Is Jonas Stelmokas A Killer Of Jews? -- Newly Opened Archives Lead To War-Crime Charges

PHILADELPHIA - Jonas Stelmokas definitely was not hiding.

So why did it take the U.S. Justice Department 43 years to find him and accuse him of complicity in the Nazis' murder of Lithuanian Jews?

This, after all, was a man who stepped off the boat in 1949, earned a master's degree in architecture from the University of Pennsylvania in 1951, and joined the local chapter of the American Institute of Architects a year later.

Here was a man who flew the Lithuanian flag in front of his Lansdowne home and kept a high ethnic profile: as president of the local chapter of the Lithuanian Engineers and Architects Association; as chairman of the local chapter of the Lithuanian-American Community of the U.S.A. Inc.; as chairman of the Lithuanian Cultural Center; as a member of the executive committee of Ramove, a Lithuanian veterans' association.

HE SEEMED TO SEEK SPOTLIGHT

Here, indeed, was a man who seemed to seek the spotlight: He even went back to Lithuania last year with a film crew from a Philadelphia television station.

So why are charges being brought after all this time?

Ironically, the answer lies in large part in the success of the Lithuanian cause that Stelmokas and his countrymen worked to achieve.

With the breakup of the Soviet Union and the declaration of an independent Lithuania, long-closed archives are being opened.

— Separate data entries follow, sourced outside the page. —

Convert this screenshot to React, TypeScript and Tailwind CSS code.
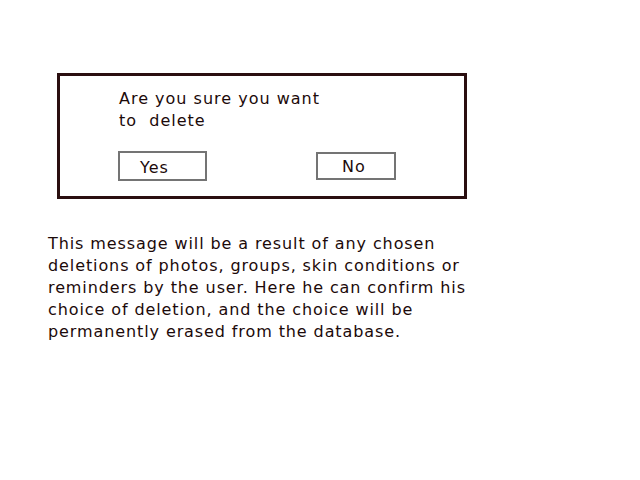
export default function App() {
  return (
    <div className="w-[640px] h-[480px] bg-white text-[#1c0a0a]" style={{ fontFamily: '"DejaVu Sans", sans-serif' }}>
      <div className="pt-[73px] pl-[57px]">
        <div className="w-[410px] h-[126px] border-[3px] border-[#2a0f10] pl-[59px] pt-[12px]">
          <div className="text-[16px] leading-[22px] tracking-[1px]">
            <div>Are you sure you want</div>
            <div>to&nbsp; delete</div>
          </div>
          <div className="flex items-start mt-[19px]">
            <div className="w-[89px] h-[30px] border-2 border-[#747474] ml-[-1px] pl-[20px] pt-[5px] text-[16px] leading-[20px] tracking-[1px]">Yes</div>
            <div className="w-[80px] h-[28px] border-2 border-[#747474] ml-[109px] mt-[1px] pl-[24px] pt-[3px] text-[16px] leading-[20px] tracking-[1px]">No</div>
          </div>
        </div>
      </div>
      <div className="pl-[48px] pt-[34px] text-[16px] leading-[22px] tracking-[0.9px] w-[480px]">
        This message will be a result of any chosen<br />
        deletions of photos, groups, skin conditions or<br />
        reminders by the user. Here he can confirm his<br />
        choice of deletion, and the choice will be<br />
        permanently erased from the database.
      </div>
    </div>
  );
}
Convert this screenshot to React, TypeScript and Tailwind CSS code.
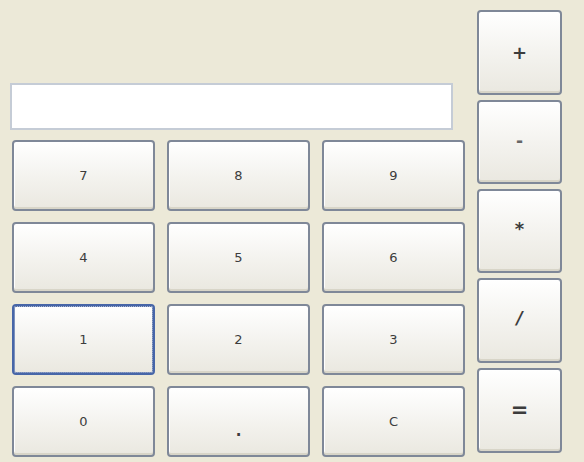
import React from "react";

const keys = ["7", "8", "9", "4", "5", "6", "1", "2", "3", "0", ".", "C"];

const ops = [
  { label: "+", h: "h-[85px]", cls: "text-[18px] font-bold" },
  { label: "-", h: "h-[84px]", cls: "text-[17px] font-bold text-[#666]" },
  { label: "*", h: "h-[84px]", cls: "text-[18px] font-bold -mt-[6px]" },
  { label: "/", h: "h-[85px]", cls: "text-[17px] font-bold italic -mt-[4px]" },
  { label: "=", h: "h-[85px]", cls: "text-[21px] font-bold" },
];

const btnBase =
  "flex items-center justify-center rounded-[4px] border-2 border-[#7f8898] bg-gradient-to-b from-[#ffffff] via-[#f4f3ef] to-[#eae8e0] shadow-[inset_0_-2px_0_#d8d5c8,inset_1px_1px_0_#ffffff] text-[#3c3c3c]";

const App: React.FC = () => {
  return (
    <div
      className="w-[584px] h-[462px] bg-[#ece9d8] flex"
      style={{ fontFamily: '"DejaVu Sans", Tahoma, sans-serif' }}
    >
      <div className="pl-[10px] pt-[83px] flex flex-col">
        <div className="w-[443px] h-[47px] bg-white border-2 border-[#c5ccd6]" />
        <div className="mt-[10px] ml-[2px] grid grid-cols-[repeat(3,143px)] gap-x-[12px] gap-y-[11px]">
          {keys.map((k) => (
            <button
              key={k}
              type="button"
              className={`${btnBase} w-[143px] h-[71px] text-[13px] ${
                k === "1"
                  ? "border-[#4766a8] shadow-[inset_0_0_0_1px_#9fb4e0] outline-1 outline-dotted outline-[#5b6f99] -outline-offset-[3px]"
                  : ""
              }`}
            >
              <span className={k === "." ? "mt-[20px] font-bold text-[15px]" : ""}>
                {k}
              </span>
            </button>
          ))}
        </div>
      </div>
      <div className="ml-[12px] pt-[10px] flex flex-col gap-[5px]">
        {ops.map((o) => (
          <button
            key={o.label}
            type="button"
            className={`${btnBase} w-[85px] ${o.h}`}
          >
            <span className={o.cls}>{o.label}</span>
          </button>
        ))}
      </div>
    </div>
  );
};

export default App;
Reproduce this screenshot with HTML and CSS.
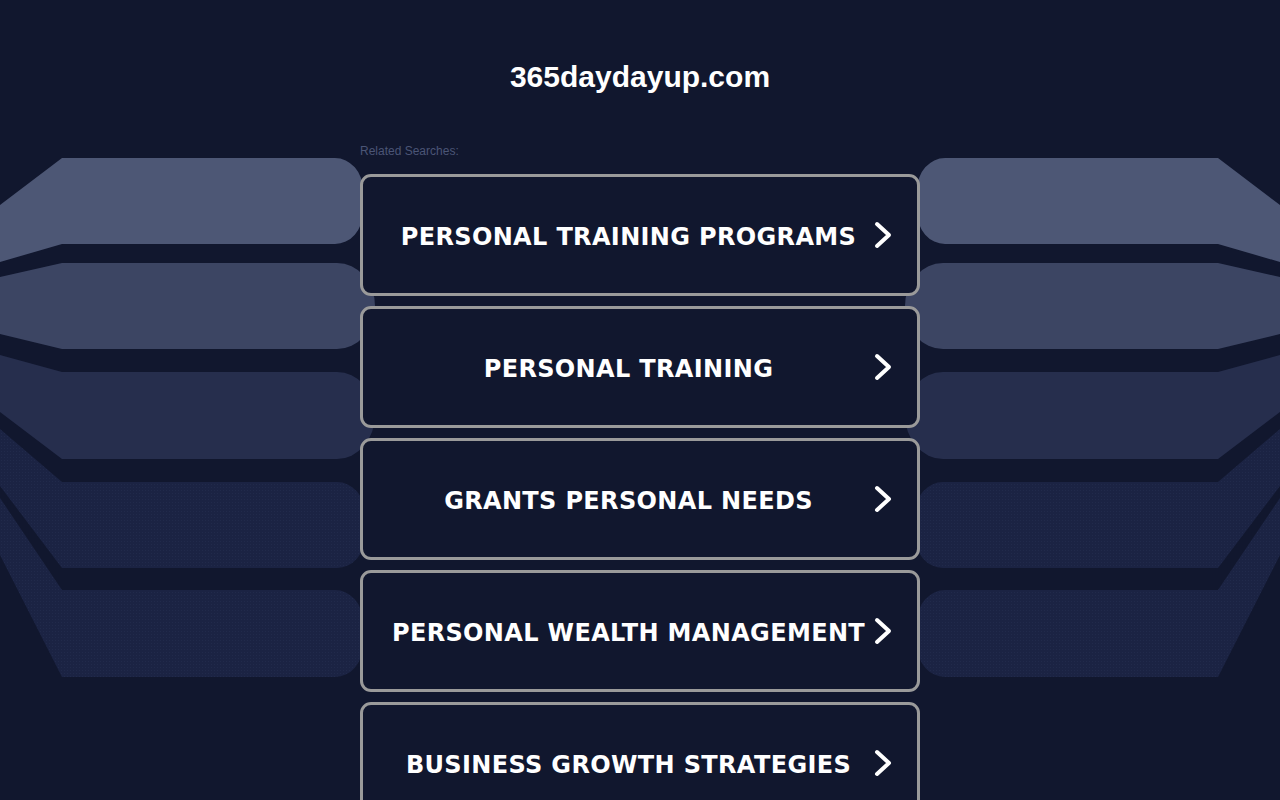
FILE: index.html
```html
<!DOCTYPE html>
<html lang="en">
<head>
<meta charset="utf-8">
<title>365daydayup.com</title>
<link rel="stylesheet" href="styles.css">
</head>
<body>
<svg class="bg" width="1280" height="800" viewBox="0 0 1280 800" aria-hidden="true">
  <defs>
    <pattern id="dots" width="3" height="3" patternUnits="userSpaceOnUse">
      <rect width="3" height="3" fill="#1b2343"/>
      <rect x="1" y="1" width="1" height="1" fill="#212a4b"/>
    </pattern>
    <g id="bands">
      <path fill="#4d5775" d="M0,205 L62,158 L335,158 A28,32 0 0 1 363,190 L363,212 A28,32 0 0 1 335,244 L62,244 L0,262 Z"/>
      <path fill="#3c4563" d="M0,277 L62,263 L337,263 A38,43 0 0 1 375,306 A38,43 0 0 1 337,349 L62,349 L0,334 Z"/>
      <path fill="#262e4d" d="M0,355 L62,372 L337,372 A38,43 0 0 1 375,415 A38,44 0 0 1 337,459 L62,459 L0,412 Z"/>
      <path fill="url(#dots)" d="M0,429 L62,482 L337,482 A28,32 0 0 1 365,514 L365,536 A28,32 0 0 1 337,568 L62,568 L0,486 Z"/>
      <path fill="url(#dots)" d="M0,498 L62,590 L335,590 A28,32 0 0 1 363,622 L363,645 A28,32 0 0 1 335,677 L62,677 L0,555 Z"/>
    </g>
  </defs>
  <use href="#bands"/>
  <use href="#bands" transform="translate(1280,0) scale(-1,1)"/>
</svg>
<main class="page">
  <h1 class="domain">365daydayup.com</h1>
  <div class="related">Related Searches:</div>
  <ul class="links">
    <li><a class="link" href="#"><span class="label">PERSONAL TRAINING PROGRAMS</span><svg class="chev" width="28" height="30" viewBox="0 0 28 30"><path d="M3,4 L15,15 L3,26" fill="none" stroke="#fff" stroke-width="4" stroke-linecap="round" stroke-linejoin="round"/></svg></a></li>
    <li><a class="link" href="#"><span class="label">PERSONAL TRAINING</span><svg class="chev" width="28" height="30" viewBox="0 0 28 30"><path d="M3,4 L15,15 L3,26" fill="none" stroke="#fff" stroke-width="4" stroke-linecap="round" stroke-linejoin="round"/></svg></a></li>
    <li><a class="link" href="#"><span class="label">GRANTS PERSONAL NEEDS</span><svg class="chev" width="28" height="30" viewBox="0 0 28 30"><path d="M3,4 L15,15 L3,26" fill="none" stroke="#fff" stroke-width="4" stroke-linecap="round" stroke-linejoin="round"/></svg></a></li>
    <li><a class="link" href="#"><span class="label">PERSONAL WEALTH MANAGEMENT</span><svg class="chev" width="28" height="30" viewBox="0 0 28 30"><path d="M3,4 L15,15 L3,26" fill="none" stroke="#fff" stroke-width="4" stroke-linecap="round" stroke-linejoin="round"/></svg></a></li>
    <li><a class="link" href="#"><span class="label">BUSINESS GROWTH STRATEGIES</span><svg class="chev" width="28" height="30" viewBox="0 0 28 30"><path d="M3,4 L15,15 L3,26" fill="none" stroke="#fff" stroke-width="4" stroke-linecap="round" stroke-linejoin="round"/></svg></a></li>
  </ul>
</main>
</body>
</html>
```
FILE: styles.css
```css
html, body {
  margin: 0;
  padding: 0;
  background: #11172e;
  height: 100%;
  overflow: hidden;
}
body {
  position: relative;
  font-family: "Liberation Sans", Arial, sans-serif;
}
.bg {
  position: absolute;
  left: 0;
  top: 0;
  z-index: 0;
  display: block;
}
.page {
  position: relative;
  z-index: 1;
  width: 560px;
  margin: 0 auto;
  padding-top: 59px;
}
.domain {
  margin: 0;
  font-family: "Liberation Sans", Arial, sans-serif;
  font-weight: bold;
  font-size: 30px;
  line-height: 36px;
  color: #ffffff;
  text-align: center;
}
.related {
  margin-top: 49px;
  font-size: 12px;
  line-height: 14px;
  color: #4b5576;
}
.links {
  list-style: none;
  margin: 16px 0 0;
  padding: 0;
  display: flex;
  flex-direction: column;
  gap: 10px;
}
.link {
  box-sizing: border-box;
  height: 122px;
  display: flex;
  align-items: center;
  padding: 0 15px 0 20px;
  border: 3px solid #9a9a9a;
  border-radius: 11px;
  background: #11172e;
  text-decoration: none;
  color: #ffffff;
}
.label {
  flex: 1;
  text-align: center;
  font-family: "DejaVu Sans", Verdana, sans-serif;
  font-weight: bold;
  font-size: 24px;
  line-height: 30px;
  letter-spacing: 0.35px;
  padding-top: 4px;
  white-space: nowrap;
}
.chev {
  flex: 0 0 28px;
  display: block;
}
```
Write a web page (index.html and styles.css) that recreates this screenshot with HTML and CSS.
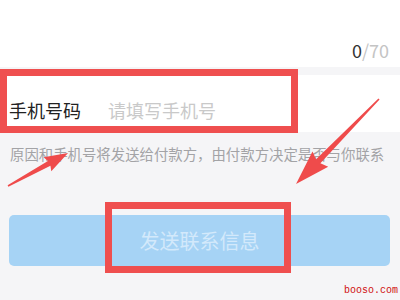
FILE: index.html
```html
<!DOCTYPE html>
<html>
<head>
<meta charset="utf-8">
<link rel="stylesheet" href="styles.css">
</head>
<body>
<div class="top">
  <span class="count"><span class="cur">0</span><span class="max">/70</span></span>
</div>
<div class="row">
  <span class="label">手机号码</span>
  <span class="placeholder">请填写手机号</span>
</div>
<p class="hint">原因和手机号将发送给付款方，由付款方决定是否与你联系</p>
<div class="btn">发送联系信息</div>

<div class="mark mark-input"></div>
<div class="mark mark-btn"></div>
<svg class="arrows" width="400" height="300" viewBox="0 0 400 300">
  <g transform="translate(8 186) rotate(-28.8)">
    <polygon points="0,-0.8 47,-2.6 45,-8 68.5,0 45,8 47,2.6 0,0.8" fill="#ef4b4b"/>
  </g>
  <g transform="translate(379 99) rotate(134.3)">
    <polygon points="0,-0.8 87,-3 84,-11 118.8,0 84,11 87,3 0,0.8" fill="#ef4b4b"/>
  </g>
</svg>
<div class="wm">booso.com</div>
</body>
</html>
```
FILE: styles.css
```css
html, body {
  margin: 0;
  padding: 0;
}
body {
  width: 400px;
  height: 300px;
  overflow: hidden;
  position: relative;
  background: #f5f5f7;
  font-family: "Noto Sans CJK SC", "Noto Sans", sans-serif;
}
.top {
  height: 67px;
  box-sizing: border-box;
  background: #fff;
  display: flex;
  justify-content: flex-end;
  align-items: flex-end;
  padding: 0 11px 5px 0;
}
.count {
  font-size: 18px;
  line-height: 24px;
}
.cur { color: #333; }
.max { color: #c4c4c4; }
.row {
  margin-top: 8px;
  height: 57px;
  box-sizing: border-box;
  background: #fff;
  display: flex;
  align-items: flex-start;
  padding: 23px 0 0 9px;
  font-size: 18px;
  line-height: 24px;
}
.label { color: #222; }
.placeholder { color: #c9c9c9; margin-left: 27px; }
.hint {
  margin: 12px 0 0 0;
  padding-left: 10px;
  font-size: 14.4px;
  line-height: 20px;
  color: #a3a3a6;
  white-space: nowrap;
}
.btn {
  margin: 51px 10px 0 9px;
  height: 51px;
  border-radius: 5px;
  background: #a6d3f5;
  color: #d3e9fb;
  font-size: 20px;
  display: flex;
  align-items: center;
  justify-content: center;
}
.mark {
  position: absolute;
  box-sizing: border-box;
  border: 7px solid #ef4f4f;
}
.mark-input {
  left: 0;
  top: 69px;
  width: 298px;
  height: 64px;
}
.mark-btn {
  left: 105px;
  top: 202px;
  width: 186px;
  height: 71px;
}
.arrows {
  position: absolute;
  left: 0;
  top: 0;
}
.wm {
  position: absolute;
  right: 2px;
  bottom: 3px;
  font-family: "Liberation Mono", monospace;
  font-size: 10px;
  line-height: 12px;
  color: #d01010;
}
```
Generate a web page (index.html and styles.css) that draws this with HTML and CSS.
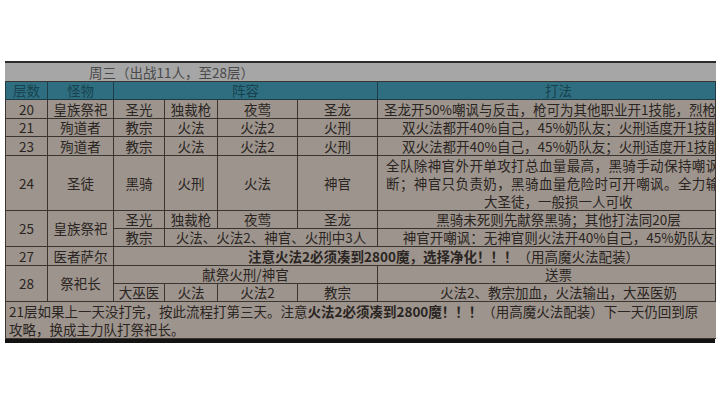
FILE: index.html
```html
<!DOCTYPE html>
<html lang="zh">
<head>
<meta charset="utf-8">
<link rel="stylesheet" href="styles.css">
</head>
<body>
<div class="page">
  <table class="sheet">
    <colgroup>
      <col class="c1"><col class="c2"><col class="c3"><col class="c4"><col class="c5"><col class="c6"><col class="c7">
    </colgroup>
    <tr class="r-title">
      <td colspan="7" class="title">周三（出战11人，至28层）</td>
    </tr>
    <tr class="r-head">
      <td>层数</td><td>怪物</td><td colspan="4">阵容</td><td class="play">打法</td>
    </tr>
    <tr class="r19">
      <td>20</td><td>皇族祭祀</td><td>圣光</td><td>独裁枪</td><td>夜莺</td><td>圣龙</td>
      <td class="left"><div class="clip">圣龙开50%嘲讽与反击，枪可为其他职业开1技能，烈枪适度</div></td>
    </tr>
    <tr class="r18">
      <td>21</td><td>殉道者</td><td>教宗</td><td>火法</td><td>火法2</td><td>火刑</td>
      <td class="play"><div class="clip">双火法都开40%自己，45%奶队友；火刑适度开1技能</div></td>
    </tr>
    <tr class="r19">
      <td>23</td><td>殉道者</td><td>教宗</td><td>火法</td><td>火法2</td><td>火刑</td>
      <td class="play"><div class="clip">双火法都开40%自己，45%奶队友；火刑适度开1技能</div></td>
    </tr>
    <tr class="r54">
      <td>24</td><td>圣徒</td><td>黑骑</td><td>火刑</td><td>火法</td><td>神官</td>
      <td class="block"><div class="clip wide">全队除神官外开单攻打总血量最高，黑骑手动保持嘲讽</div><div class="clip wide">断；神官只负责奶，黑骑血量危险时可开嘲讽。全力输</div><div class="clip last">大圣徒，一般损一人可收</div></td>
    </tr>
    <tr class="r18">
      <td rowspan="2">25</td><td rowspan="2">皇族祭祀</td><td>圣光</td><td>独裁枪</td><td>夜莺</td><td>圣龙</td>
      <td class="play"><div class="clip">黑骑未死则先献祭黑骑；其他打法同20层</div></td>
    </tr>
    <tr class="r18">
      <td>教宗</td><td colspan="3">火法、火法2、神官、火刑中3人</td>
      <td class="play"><div class="clip">神官开嘲讽：无神官则火法开40%自己，45%奶队友</div></td>
    </tr>
    <tr class="r19">
      <td>27</td><td>医者萨尔</td>
      <td colspan="5" class="notice"><b>注意火法2必须凑到2800魔，选择净化！！！</b>（用高魔火法配装）</td>
    </tr>
    <tr class="r18">
      <td rowspan="2">28</td><td rowspan="2">祭祀长</td><td colspan="4">献祭火刑/神官</td>
      <td class="play">送票</td>
    </tr>
    <tr class="r18">
      <td>大巫医</td><td>火法</td><td>火法2</td><td>教宗</td>
      <td class="play"><div class="clip">火法2、教宗加血，火法输出，大巫医奶</div></td>
    </tr>
    <tr class="r36">
      <td colspan="7" class="note"><div class="clip">21层如果上一天没打完，按此流程打第三天。注意<b>火法2必须凑到2800魔！！！</b>（用高魔火法配装）下一天仍回到原</div><div class="clip">攻略，换成主力队打祭祀长。</div></td>
    </tr>
  </table>
  <div class="bar"></div>
</div>
</body>
</html>
```

FILE: styles.css
```css
html, body {
  margin: 0;
  padding: 0;
  background: #ffffff;
}

.page {
  padding: 61px 0 0 5px;
  width: 710px;
}

.sheet {
  width: 710px;
  table-layout: fixed;
  border-collapse: collapse;
  font-family: "Noto Sans CJK SC", "Noto Sans", sans-serif;
  font-size: 13.5px;
  color: #2a2522;
  background: #9d948d;
}

.c1 { width: 42px; }
.c2 { width: 66px; }
.c3 { width: 51px; }
.c4 { width: 53px; }
.c5 { width: 80px; }
.c6 { width: 80px; }
.c7 { width: 338px; }

.sheet td {
  border: 1px solid #3b3531;
  padding: 0;
  text-align: center;
  vertical-align: middle;
  line-height: 17px;
  white-space: nowrap;
  overflow: hidden;
}

.r-title td {
  height: 18px;
  background: #a6a6a6;
  color: #4a4a4a;
  border-top: 2px solid #2a2a2a;
  border-left-color: #a6a6a6;
  border-right-color: #a6a6a6;
}

.title {
  text-align: left !important;
  padding-left: 83px !important;
}

.r-head td {
  height: 17px;
  background: #2f6e80;
  color: #17434f;
  border-color: #1f3d47;
}

.r19 td { height: 18px; }
.r18 td { height: 17px; }
.r54 td { height: 53px; }
.r36 td { height: 35px; }

.sheet td.play {
  padding-left: 24px;
}

.sheet td.left {
  text-align: left;
  padding-left: 6px;
}

.sheet td.block {
  text-align: left;
  padding-left: 8px;
  line-height: 18px;
}

.wide {
  letter-spacing: 0.4px;
}

.last {
  padding-left: 98px;
}

.clip {
  overflow: hidden;
  white-space: nowrap;
}

.notice {
  padding-left: 58px !important;
}

.notice b, .note b {
  font-weight: 700;
}

.sheet td.note {
  text-align: left;
  padding-left: 3px;
  line-height: 18px;
  border-right-color: #9d948d;
}

.bar {
  height: 4px;
  background: #121212;
}
```
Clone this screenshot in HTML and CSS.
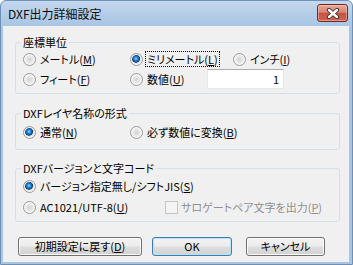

In this new climate, war-crimes researchers and Holocaust historians alike are getting more access than ever before to Nazi-era documents in Russia, Ukraine and the Baltic states.

The Simon Wiesenthal Center in Jerusalem says the Justice Department has had Stelmokas' name for several years, but only within the last few months was enough documentation obtained to enable authorities to act.

They acted on June 15: The Justice Department filed a complaint in federal court in Philadelphia accusing Stelmokas, 75, of hiding information and lying about his background when he applied for a U.S. visa in 1949 and when he applied for citizenship in 1954.

In its request for denaturalization - revocation of citizenship - the department charged that Stelmokas had "advocated, assisted, participated or acquiesced in the murder and other persecution of Jews and other unarmed citizens" during World War II.

The case is based on his alleged participation as a high-ranking officer in a volunteer unit that helped the Nazis murder Lithuanian Jews and other unarmed civilians in 1941 and 1942.

Stelmokas has denied the allegations against him, saying they were fabricated by the Soviet KGB.

The Justice Department says Stelmokas told U.S. immigration authorities that the only organization he belonged to before 1945 was the Lithuanian Boy Scouts.

The case comes at a time when the Justice Department's internal watchdog unit is investigating the department's handling of the case of John Demjanjuk, a retired Cleveland autoworker accused of being "Ivan the Terrible," operator of the gas chambers at the Treblinka death camp in Poland.

On June 5, a federal appeals court in Cincinnati said Demjanjuk's extradition to Israel - where he subsequently was convicted of war crimes - may have been based on "erroneous information." The court ordered the Justice Department to turn over by July 15 any evidence that Demjanjuk is not Ivan the Terrible and to detail when the United States first learned of such evidence.

Demjanjuk's case contains an irony similar to the Stelmokas case, but opposite in effect: It was the relaxed access to Ukrainian archives in the former Soviet Union that produced the information that eventually may support Demjanjuk's claim of mistaken identity and give him a chance at freedom.

Since it was formed in 1979, the Justice Department's Nazi-hunting Office of Special Investigations has had a high rate of success.

Before Stelmokas, the office had sought the denaturalization or removal from the United States of 80 people - half of whom have lost their citizenship and 30 of whom have been deported or otherwise removed from the country. Other cases are still in court, and some people have died.

NO PROOF OF FORGERY

No document obtained from Soviet archives for a war-crimes case has ever been proved to have been forged, and the office has never had a judicial defeat.

Neal Sher, director of the office, said the Stelmokas case was just the first of several he expects to file this summer. In fact, newly acquired access to archives in Riga, Vilnius, Kiev and Moscow will enable the office to file more cases in 1992 than in any previous year, Sher said.

Sher said that even though many alleged Nazis and Nazi collaborators who came to the United States had since died, those archives would enable prosecutors to build cases against others.

Sher said his office was still working on investigations begun before the former Soviet archives became accessible. He said access to previously unavailable documents would strengthen continuing investigations as well as identify new cases.

Meanwhile, the accusations against Stelmokas resurrect questions about the pursuit of justice after so much time has passed: Should the fact that a man may have lived an exemplary life in the United States absolve him of guilt for what he may have done 50 years ago?

"I don't believe that time eradicates certain guilt,"said Mark Weitzman, associate director of the Wiesenthal center in New York. "We're not dealing with victimless crime. We're dealing with mass murder based on prejudice and bias and bigotry. We're dealing with the denial of the most basic human right of all - the right to breathe, to exist."